KB Kookmin Bank said that about 86 percent of transactions are processed by internet and mobile mediums.

Lee Min-joo, a 29-year old user of the bank, said that she didn’t even know that KB was striking.

Despite the lack of staff, all 1,058 branches remained open on Tuesday. KB Kookmin designated 411 branches as central outlets so that more complex, large-scale services such as corporate financing and mortgage loans could still take place.

KB Kookmin Bank’s labor union decided to strike for the first time in 19 years due to a dispute over bonuses and wage system reforms.

The labor union estimated the number of participants at nearly 10,000, while management put it at 5,500.

As the two parties are still at odds on major issues, the union plans to go on a second round of walkout on Jan. 31 through Feb. 2.

The planned collective action will likely have a greater impact on customers because it is planned right before Lunar New Year’s holiday, which runs from Feb. 4 to 6.

A flood of people tend to withdraw large sums of money for the holiday to give as gifts to relatives.

The bank’s management made a concession on bonuses, but the two sides remain at odds over the company’s wage system.

Hur Yin, head of the bank, announced late Monday that management has agreed to raise the year-end bonus ratio to that proposed by the union, but still remains cautious about other areas of conflict including the seniority wage system.

The chief said that this year’s bonus will be equivalent to last year’s, at 300 percent of basic monthly wages, higher than the initially proposed 250 percent.

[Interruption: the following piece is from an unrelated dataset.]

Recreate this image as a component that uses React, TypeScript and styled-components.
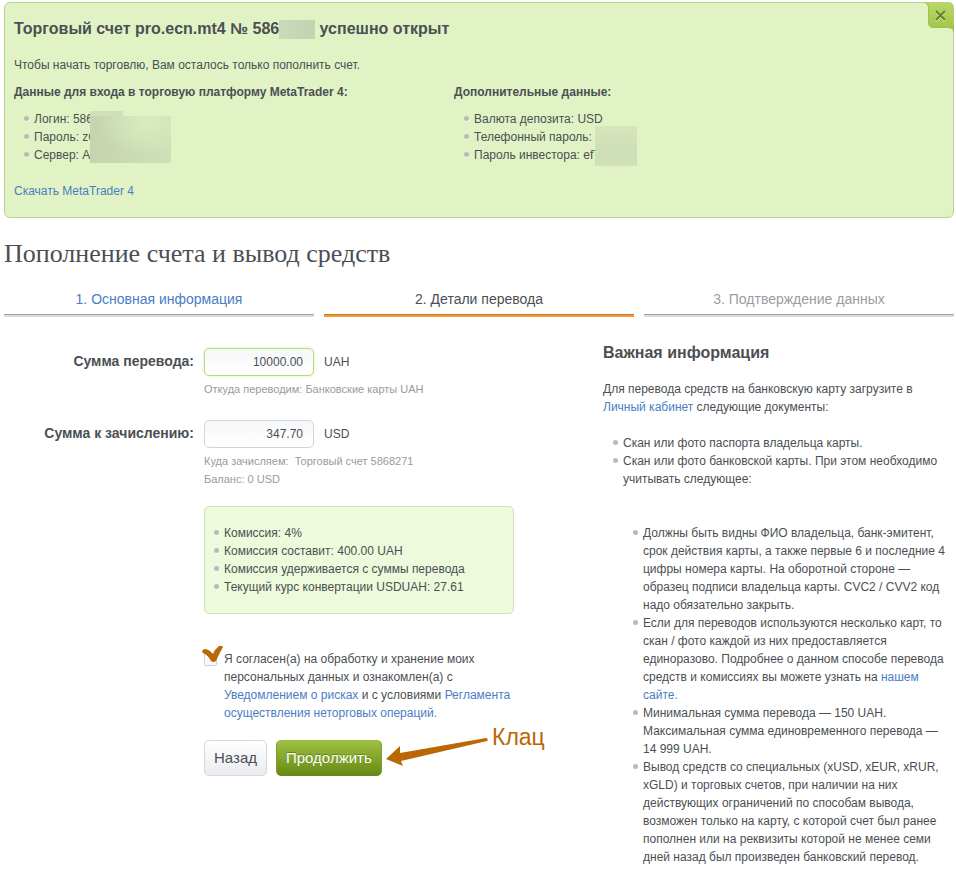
import React from 'react';
import styled, { createGlobalStyle, css } from 'styled-components';

const GlobalStyle = createGlobalStyle`
  *, *::before, *::after { box-sizing: border-box; }
  body {
    margin: 0;
    background: #fff;
    color: #4b4f54;
    font: 12px/18px "Liberation Sans", Arial, sans-serif;
  }
  h1, h2, h3, p, ul, ol { margin: 0; padding: 0; }
  button, input { font-family: inherit; color: inherit; }
`;

const Page = styled.div`
  padding: 2px 2px 6px 4px;
`;

const Link = styled.a`
  color: #4a7dc4;
  text-decoration: none;
  &:hover { text-decoration: underline; }
`;

const BulletList = styled.ul<{ $indent?: number }>`
  position: relative;
  list-style: none;
  padding-left: ${({ $indent = 10 }) => $indent}px;
`;

const Bullet = styled.li`
  padding-left: 10px;
  &::before {
    content: '';
    float: left;
    width: 5px;
    height: 5px;
    margin: 6px 0 0 -10px;
    border-radius: 50%;
    background: #b9bbba;
    box-shadow: 0 1px 0 rgba(255, 255, 255, 0.7);
  }
`;

const Banner = styled.section`
  position: relative;
  padding: 14px 9px 17px;
  border: 1px solid #b7d192;
  border-radius: 6px;
  background: #e1f3c5;
`;

const SectionTitle = styled.h2`
  font-size: 16px;
  line-height: 24px;
  font-weight: bold;
`;

const BannerText = styled.p`
  margin: 15px 0 9px;
`;

const BannerColumns = styled.div`
  display: grid;
  grid-template-columns: repeat(2, minmax(0, 440px));
  margin-bottom: 18px;
`;

const Subheading = styled.h3`
  margin-bottom: 9px;
  font-size: 12px;
  line-height: 18px;
`;

const MaskedNumber = styled.span`
  display: inline-block;
  width: 36px;
  height: 19px;
  vertical-align: middle;
  background: linear-gradient(90deg, #c9dab6, #c1d4b3);
`;

const Patch = styled.span<{ $left: number; $top: number; $width: number; $height: number; $fill: string }>`
  position: absolute;
  left: ${(p) => p.$left}px;
  top: ${(p) => p.$top}px;
  width: ${(p) => p.$width}px;
  height: ${(p) => p.$height}px;
  background: ${(p) => p.$fill};
`;

const CloseButton = styled.button`
  position: absolute;
  top: -1px;
  right: -1px;
  width: 30px;
  height: 30px;
  padding: 0;
  border: 0;
  background: none;
  cursor: pointer;
  svg { display: block; }
`;

const PageTitle = styled.h1`
  margin-top: 21px;
  font: 26px/30px Georgia, "Liberation Serif", serif;
`;

const Steps = styled.ol`
  display: grid;
  grid-template-columns: repeat(3, minmax(0, 1fr));
  gap: 10px;
  margin-top: 21px;
  list-style: none;
`;

const stepStyles = {
  done: css`color: #4a7dc4; --edge: #a2a4a5; --bar: #dcdcdc;`,
  active: css`color: #4b4f54; --edge: #d0781c; --bar: #f09a38;`,
  next: css`color: #9a9da0; --edge: #a2a4a5; --bar: #dcdcdc;`,
};

const Step = styled.li<{ $state: keyof typeof stepStyles }>`
  font-size: 14px;
  text-align: center;
  ${({ $state }) => stepStyles[$state]}
  &::after {
    content: '';
    display: block;
    height: 3px;
    margin-top: 6px;
    border-top: 1px solid var(--edge);
    background: var(--bar);
  }
`;

const Columns = styled.main`
  display: grid;
  grid-template-columns: minmax(0, 1fr) 351px;
  gap: 89px;
  margin-top: 24px;
`;

const Form = styled.form`
  display: grid;
  grid-template-columns: minmax(0, 190px) minmax(0, 310px);
  column-gap: 10px;
  align-content: start;
  padding-top: 7px;
`;

const FieldLabel = styled.label`
  font-size: 14px;
  line-height: 26px;
  font-weight: bold;
  text-align: right;
`;

const Field = styled.div`
  margin-bottom: 22px;
`;

const InputRow = styled.div`
  display: flex;
  align-items: center;
  gap: 10px;
  margin-bottom: 4px;
`;

const AmountInput = styled.input<{ $highlight?: boolean }>`
  width: 110px;
  height: 28px;
  padding: 0 10px;
  border: 1px solid ${(p) => (p.$highlight ? '#b5dc84' : '#d3d6da')};
  border-radius: 5px;
  background: linear-gradient(#f6f7f9, #fff);
  box-shadow: ${(p) => (p.$highlight ? '0 0 3px #d3f0ad' : 'none')};
  font-size: 12px;
  text-align: right;
`;

const Hint = styled.p`
  color: #999b9d;
  font-size: 11px;
`;

const FormBody = styled.div`
  grid-column: 2;
`;

const FeeBox = styled.div`
  margin: -4px 0 36px;
  padding: 17px 0;
  border: 1px solid #cfe0bd;
  border-radius: 5px;
  background: #edfadb;
`;

const Agreement = styled.div`
  position: relative;
  display: flex;
  gap: 7px;
`;

const Checkbox = styled.input`
  flex: none;
  appearance: none;
  width: 13px;
  height: 13px;
  margin: 3px 0 0;
  border: 1px solid #d0d2d5;
  border-radius: 2px;
  background: #fafafa;
`;

const Tick = styled.svg`
  position: absolute;
  left: -2px;
  top: -4px;
  pointer-events: none;
`;

const Actions = styled.div`
  position: relative;
  display: flex;
  gap: 9px;
  margin-top: 18px;
`;

const Button = styled.button<{ $primary?: boolean }>`
  height: 36px;
  padding: 0 9px 2px;
  border: 1px solid #d5d7da;
  border-radius: 5px;
  background: linear-gradient(#fff, #e9ebee);
  font-size: 15px;
  white-space: nowrap;
  cursor: pointer;
  ${(p) => p.$primary && css`
    border-color: #7c9f2c;
    border-top-color: #98ba45;
    border-bottom-color: #678819;
    background: linear-gradient(#9dc042, #678a14);
    color: #fff;
    text-shadow: 0 -1px 0 rgba(60, 90, 0, 0.5);
  `}
`;

const Callout = styled.div`
  position: absolute;
  left: 182px;
  top: -18px;
  display: flex;
  gap: 4px;
  color: #b96805;
  font-size: 23px;
  line-height: 30px;
  pointer-events: none;
`;

const Info = styled.aside`
  p { margin: 15px 0 18px; }
`;

const NestedRules = styled(BulletList)`
  margin-top: 36px;
`;

function CloseIcon() {
  return (
    <svg width="30" height="30" viewBox="0 0 30 30" aria-hidden="true">
      <defs>
        <linearGradient id="closeFill" x1="0" y1="0" x2="0" y2="1">
          <stop offset="0" stopColor="#b9d867" />
          <stop offset="1" stopColor="#9fc348" />
        </linearGradient>
      </defs>
      <path d="M0 0H24Q30 0 30 6V30Q29 26 25 26H10Q4 26 4 20V5Q4 1 0 0Z" fill="url(#closeFill)" />
      <path d="M0.5 0.5Q4.5 1 4.5 5V20Q4.5 25.5 10 25.5H25Q29.5 26 29.5 30" fill="none" stroke="#a0c350" />
      <path d="M12 10L21 19M21 10L12 19" stroke="#d8edaa" strokeWidth="2" />
      <path d="M12 9L21 18M21 9L12 18" stroke="#68802e" strokeWidth="2" />
    </svg>
  );
}

export default function App() {
  return (
    <>
      <GlobalStyle />
      <Page>
        <Banner>
          <CloseButton type="button" aria-label="Закрыть"><CloseIcon /></CloseButton>
          <SectionTitle>
            Торговый счет pro.ecn.mt4 № 586<MaskedNumber /> успешно открыт
          </SectionTitle>
          <BannerText>Чтобы начать торговлю, Вам осталось только пополнить счет.</BannerText>
          <BannerColumns>
            <div>
              <Subheading>Данные для входа в торговую платформу MetaTrader 4:</Subheading>
              <BulletList>
                <Bullet>Логин: 586</Bullet>
                <Bullet>Пароль: zC</Bullet>
                <Bullet>Сервер: A</Bullet>
                <Patch $left={76} $top={1} $width={33} $height={12} $fill="#d0dfb8" />
                <Patch
                  $left={76} $top={6} $width={81} $height={47}
                  $fill="radial-gradient(ellipse at 70% 15%, #dbebbf, rgba(219, 235, 191, 0) 60%), linear-gradient(90deg, #c5d4ae, #cfdfb8)"
                />
              </BulletList>
            </div>
            <div>
              <Subheading>Дополнительные данные:</Subheading>
              <BulletList>
                <Bullet>Валюта депозита: USD</Bullet>
                <Bullet>Телефонный пароль:</Bullet>
                <Bullet>Пароль инвестора: ef7</Bullet>
                <Patch $left={141} $top={16} $width={42} $height={40} $fill="linear-gradient(#d6e5bc, #cedeb6 60%, #d2e1b8)" />
              </BulletList>
            </div>
          </BannerColumns>
          <Link href="#download">Скачать MetaTrader 4</Link>
        </Banner>

        <PageTitle>Пополнение счета и вывод средств</PageTitle>

        <Steps>
          <Step $state="done"><Link href="#step-1">1. Основная информация</Link></Step>
          <Step $state="active">2. Детали перевода</Step>
          <Step $state="next">3. Подтверждение данных</Step>
        </Steps>

        <Columns>
          <Form onSubmit={(e) => e.preventDefault()}>
            <FieldLabel htmlFor="amount">Сумма перевода:</FieldLabel>
            <Field>
              <InputRow>
                <AmountInput id="amount" defaultValue="10000.00" $highlight />
                <span>UAH</span>
              </InputRow>
              <Hint>Откуда переводим: Банковские карты UAH</Hint>
            </Field>

            <FieldLabel htmlFor="credited">Сумма к зачислению:</FieldLabel>
            <Field>
              <InputRow>
                <AmountInput id="credited" defaultValue="347.70" />
                <span>USD</span>
              </InputRow>
              <Hint>Куда зачисляем:&nbsp; Торговый счет 5868271</Hint>
              <Hint>Баланс: 0 USD</Hint>
            </Field>

            <FormBody>
              <FeeBox>
                <BulletList $indent={9}>
                  <Bullet>Комиссия: 4%</Bullet>
                  <Bullet>Комиссия составит: 400.00 UAH</Bullet>
                  <Bullet>Комиссия удерживается с суммы перевода</Bullet>
                  <Bullet>Текущий курс конвертации USDUAH: 27.61</Bullet>
                </BulletList>
              </FeeBox>

              <Agreement>
                <Checkbox id="agree" type="checkbox" defaultChecked />
                <Tick width="22" height="20" viewBox="0 0 22 20" aria-hidden="true">
                  <path d="M0 5Q1 3 4 3Q8 4 11 8Q13 3 17 0Q20 -1 21 1Q17 8 14 15Q11 17 9 15Q6 9 1 7Q0 6 0 5Z" fill="#b96805" />
                </Tick>
                <label htmlFor="agree">
                  Я согласен(а) на обработку и хранение моих персональных данных и ознакомлен(а) с{' '}
                  <Link href="#risks">Уведомлением о рисках</Link> и с условиями{' '}
                  <Link href="#rules">Регламента осуществления неторговых операций.</Link>
                </label>
              </Agreement>

              <Actions>
                <Button type="button">Назад</Button>
                <Button type="submit" $primary>Продолжить</Button>
                <Callout>
                  <svg width="102" height="48" viewBox="0 0 102 48" aria-hidden="true">
                    <path d="M0 37L14 24V31L100 16Q103 17 101 19L15 39L17 44Z" fill="#b96805" />
                  </svg>
                  <span>Клац</span>
                </Callout>
              </Actions>
            </FormBody>
          </Form>

          <Info>
            <SectionTitle>Важная информация</SectionTitle>
            <p>
              Для перевода средств на банковскую карту загрузите в{' '}
              <Link href="#account">Личный кабинет</Link> следующие документы:
            </p>
            <BulletList>
              <Bullet>Скан или фото паспорта владельца карты.</Bullet>
              <Bullet>
                Скан или фото банковской карты. При этом необходимо учитывать следующее:
                <NestedRules>
                  <Bullet>
                    Должны быть видны ФИО владельца, банк-эмитент, срок действия карты, а также первые 6 и
                    последние 4 цифры номера карты. На оборотной стороне — образец подписи владельца карты.
                    CVC2 / CVV2 код надо обязательно закрыть.
                  </Bullet>
                  <Bullet>
                    Если для переводов используются несколько карт, то скан / фото каждой из них
                    предоставляется единоразово. Подробнее о данном способе перевода средств и комиссиях вы
                    можете узнать на <Link href="#site">нашем сайте.</Link>
                  </Bullet>
                  <Bullet>
                    Минимальная сумма перевода — 150 UAH. Максимальная сумма единовременного перевода —
                    14&nbsp;999&nbsp;UAH.
                  </Bullet>
                  <Bullet>
                    Вывод средств со специальных (xUSD, xEUR, xRUR, xGLD) и торговых счетов, при наличии на
                    них действующих ограничений по способам вывода, возможен только на карту, с которой счет
                    был ранее пополнен или на реквизиты которой не менее семи дней назад был произведен
                    банковский перевод.
                  </Bullet>
                </NestedRules>
              </Bullet>
            </BulletList>
          </Info>
        </Columns>
      </Page>
    </>
  );
}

A major issue still at stake concerns when the bank will implement a measure called the wage peak system that involves a gradual reduction in salary when senior employees pass a certain age. The age of implementation is contested.

The union demands that the wage peak should be applied to employees from age 56, which is one year later than the government standard of 55.

In the statement, Hur refrained from mentioning the delay in peak wage adoption.

The company and its union also don’t see eye to eye over an expansion of a wage system that caps wage increases if a worker keeps on failing to be promoted.

The union said that the system should be abolished, while management hopes to extend it.